If that sounds weird, it’s a thousand times better in the execution.  This might be the most catchy track on the album, with melodies and harmonies that stick in your head like an immortal earworm.

The Troubles

Easily the best song on the album.  It has a hypnotic rhythm provided by the female vocals drawn against the deep pulsing bass drum.  The name suggests politics, but the lyrics are amongst the most personal, non-political Bono has ever written.  And the major-chord pre-chorus strikes way deeper into your soul than it has any right to.  The strings accompaniment elevates the melody exponentially, and there’s no way that this song doesn’t close every single show once they go on tour next year.

It has what might be the most profound, relevant lyric Bono has ever written (“I’m naked and I’m afraid/My body’s sacred and I’m not ashamed”), and when the Edge kicks in for an outro solo, there’s nothing left to do but close your eyes and rock your head back and forth along with him.

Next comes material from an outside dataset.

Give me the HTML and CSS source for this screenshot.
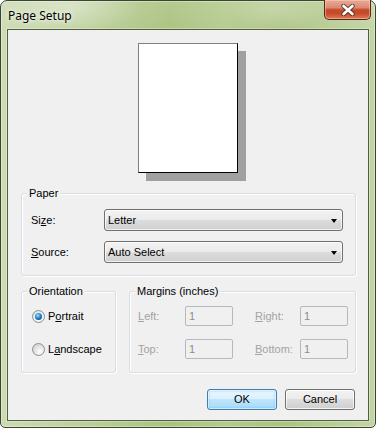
FILE: index.html
```html
<!DOCTYPE html>
<html>
<head>
<meta charset="utf-8">
<link rel="stylesheet" href="styles.css">
</head>
<body>
<div class="window">
  <div class="titlebar">
    <span class="title">Page Setup</span>
    <div class="close">
      <svg width="14" height="12" viewBox="0 0 14 12">
        <path d="M2.5 2 L11.5 10 M11.5 2 L2.5 10" stroke="#3a2a28" stroke-width="4.4" stroke-linecap="round" fill="none" opacity="0.75"/>
        <path d="M2.5 2 L11.5 10 M11.5 2 L2.5 10" stroke="#ffffff" stroke-width="2.6" stroke-linecap="round" fill="none"/>
      </svg>
    </div>
  </div>
  <div class="client">
    <div class="preview"><div class="page"></div></div>

    <div class="group paper">
      <div class="group-title">Paper</div>
      <div class="paper-grid">
        <span class="lbl">Si<u>z</u>e:</span>
        <div class="combo"><span>Letter</span><i class="arrow"></i></div>
        <span class="lbl"><u>S</u>ource:</span>
        <div class="combo"><span>Auto Select</span><i class="arrow"></i></div>
      </div>
    </div>

    <div class="lower">
      <div class="group orient">
        <div class="group-title">Orientation</div>
        <div class="radios">
          <div class="radio-row"><span class="radio checked"></span><span>P<u>o</u>rtrait</span></div>
          <div class="radio-row"><span class="radio"></span><span>L<u>a</u>ndscape</span></div>
        </div>
      </div>
      <div class="group margins">
        <div class="group-title">Margins (inches)</div>
        <div class="margin-grid">
          <span class="dis"><u>L</u>eft:</span><span class="field">1</span>
          <span class="spacer"></span>
          <span class="dis"><u>R</u>ight:</span><span class="field">1</span>
          <span class="dis"><u>T</u>op:</span><span class="field">1</span>
          <span class="spacer"></span>
          <span class="dis"><u>B</u>ottom:</span><span class="field">1</span>
        </div>
      </div>
    </div>

    <div class="buttons">
      <div class="btn default">OK</div>
      <div class="btn">Cancel</div>
    </div>
  </div>
</div>
</body>
</html>
```

FILE: styles.css
```css
html, body {
  margin: 0;
  padding: 0;
  background: #ffffff;
}

body {
  width: 376px;
  height: 428px;
  font-family: "Liberation Sans", Arial, sans-serif;
  font-size: 11px;
  color: #000;
}

.window {
  box-sizing: border-box;
  width: 376px;
  height: 428px;
  border: 1px solid #3b4632;
  border-radius: 7px 7px 5px 5px;
  padding: 0 6px 6px 6px;
  display: flex;
  flex-direction: column;
  background:
    radial-gradient(ellipse 70px 26px at 70px 6px, rgba(255,255,255,0.35), rgba(255,255,255,0)),
    radial-gradient(ellipse 50px 22px at 275px 8px, rgba(255,255,255,0.25), rgba(255,255,255,0)),
    linear-gradient(180deg, rgba(255,255,255,0.12) 0%, rgba(255,255,255,0) 10%, rgba(0,0,0,0) 100%),
    linear-gradient(90deg, #cddbb4 0%, #bccf9b 22%, #aac27f 45%, #b4ca8e 60%, #abc281 75%, #c3d5a5 100%);
  box-shadow: inset 0 0 0 1px rgba(255,255,255,0.35);
}

.titlebar {
  height: 28px;
  display: flex;
  align-items: flex-start;
  justify-content: space-between;
  flex: none;
}

.title {
  font-family: "Noto Sans", "Open Sans", sans-serif;
  font-size: 12px;
  line-height: 16px;
  margin-top: 7px;
  padding-left: 1px;
  color: #000;
  text-shadow: 0 0 6px rgba(255,255,255,0.9), 0 0 3px rgba(255,255,255,0.7);
}

.close {
  box-sizing: border-box;
  width: 47px;
  height: 20px;
  margin-top: -1px;
  margin-right: -2px;
  border: 1px solid #5a2619;
  border-top: none;
  border-radius: 0 0 5px 5px;
  display: flex;
  align-items: center;
  justify-content: center;
  background: linear-gradient(180deg, #e9ab98 0%, #dc8a72 40%, #c64a2a 52%, #c54a2a 70%, #de7a56 100%);
  box-shadow: inset 0 0 0 1px rgba(255,220,200,0.45);
}

.close svg {
  display: block;
  margin-top: 1px;
}

.client {
  box-sizing: border-box;
  flex: 1;
  background: #f0f0f0;
  border: 1px solid #51603f;
  box-shadow: 0 0 0 1px rgba(255,255,255,0.3);
  padding: 13px 12px 0 13px;
  display: flex;
  flex-direction: column;
}

.preview {
  display: flex;
  justify-content: center;
  margin-left: -1px;
}

.page {
  box-sizing: border-box;
  width: 100px;
  height: 130px;
  background: #fff;
  border-top: 1px solid #808080;
  border-left: 1px solid #808080;
  border-right: 1px solid #000;
  border-bottom: 1px solid #000;
  box-shadow: 8px 8px 0 #a0a0a0;
}

.group {
  box-sizing: border-box;
  border: 1px solid #d5dfe5;
  border-radius: 3px;
  box-shadow: inset 1px 1px 0 #fff, 1px 1px 0 #fff;
}

.group-title {
  margin-top: -7px;
  margin-left: 5px;
  padding: 0 2px;
  width: max-content;
  background: #f0f0f0;
  line-height: 13px;
  height: 13px;
}

.paper {
  margin-top: 20px;
}

.paper-grid {
  margin: 9px 11px 12px 9px;
  display: grid;
  grid-template-columns: 73px 1fr;
  row-gap: 10px;
  align-items: center;
}

.lbl {
  line-height: 13px;
}

.combo {
  box-sizing: border-box;
  height: 22px;
  border: 1px solid #707070;
  border-radius: 3px;
  background: linear-gradient(180deg, #f2f2f2 0%, #ebebeb 50%, #dddddd 50%, #cfcfcf 100%);
  box-shadow: inset 0 0 0 1px rgba(255,255,255,0.7);
  display: flex;
  align-items: center;
  justify-content: space-between;
  padding: 0 5px 0 3px;
  margin-right: 1px;
}

.combo span {
  line-height: 13px;
}

.arrow {
  width: 0;
  height: 0;
  border-left: 3.5px solid transparent;
  border-right: 3.5px solid transparent;
  border-top: 4px solid #000;
  margin-top: 1px;
}

.lower {
  margin-top: 15px;
  display: flex;
  gap: 13px;
}

.orient {
  width: 95px;
}

.radios {
  margin: 8px 0 13px 10px;
  display: flex;
  flex-direction: column;
  gap: 13px;
}

.radio-row {
  height: 20px;
  display: flex;
  align-items: center;
  gap: 3px;
  line-height: 13px;
}

.radio {
  box-sizing: border-box;
  width: 13px;
  height: 13px;
  border-radius: 50%;
  border: 1px solid #8e8f8f;
  background: radial-gradient(circle at 65% 70%, #ffffff 0%, #e8e8e8 40%, #c8c8c8 100%);
  flex: none;
  display: flex;
  align-items: center;
  justify-content: center;
}

.radio.checked {
  background: radial-gradient(circle at 60% 65%, #ffffff 0%, #f0f0f0 50%, #cfcfcf 100%);
}

.radio.checked::after {
  content: "";
  width: 7px;
  height: 7px;
  border-radius: 50%;
  background: radial-gradient(circle at 40% 35%, #9fe0ff 0%, #3a9ad8 35%, #0d5aa6 70%, #093f7a 100%);
}

.margins {
  flex: 1;
}

.margin-grid {
  margin: 8px 7px 13px 8px;
  display: grid;
  grid-template-columns: 47px 48px 22px 45px 48px;
  grid-template-rows: 20px 20px;
  row-gap: 13px;
  align-items: center;
}

.dis {
  color: #a3a3a3;
  line-height: 13px;
}

.field {
  box-sizing: border-box;
  height: 20px;
  border: 1px solid #b5b9bc;
  border-radius: 2px;
  color: #8d8d8d;
  padding: 0 3px;
  line-height: 18px;
  background: #f0f0f0;
}

.buttons {
  margin-top: 16px;
  margin-right: 1px;
  display: flex;
  justify-content: flex-end;
  gap: 8px;
}

.btn {
  box-sizing: border-box;
  width: 70px;
  height: 21px;
  border: 1px solid #707070;
  border-radius: 3px;
  background: linear-gradient(180deg, #f2f2f2 0%, #ebebeb 50%, #dddddd 50%, #cfcfcf 100%);
  box-shadow: inset 0 0 0 1px rgba(255,255,255,0.75);
  display: flex;
  align-items: center;
  justify-content: center;
  line-height: 13px;
}

.btn.default {
  border-color: #3c7fb1;
  background: linear-gradient(180deg, #eaf6fd 0%, #d9f0fc 50%, #bee6fd 50%, #a7d9f5 100%);
  box-shadow: inset 0 0 0 1px rgba(255,255,255,0.6), inset 0 0 2px 1px rgba(80,180,240,0.5);
}
```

All in all, I’m not sure what I think about this album.  It doesn’t have a clear “Rolling Stone Top 20 Songs of All Time” track, nor does it have a clear, defined identity…and yet, every song feels like it should and does naturally lead into the next one.  There’s a thesis here that unfolds with each successive listen.

There’s only one thing that happens to “Innocence”, especially when viewed through the lens of age:  loss.  And as much as the album is, per its title, about Innocence, the real through-line is the loss of such, and the agonizing ecstasy of retrospection on those moments when you first noticed it was gone.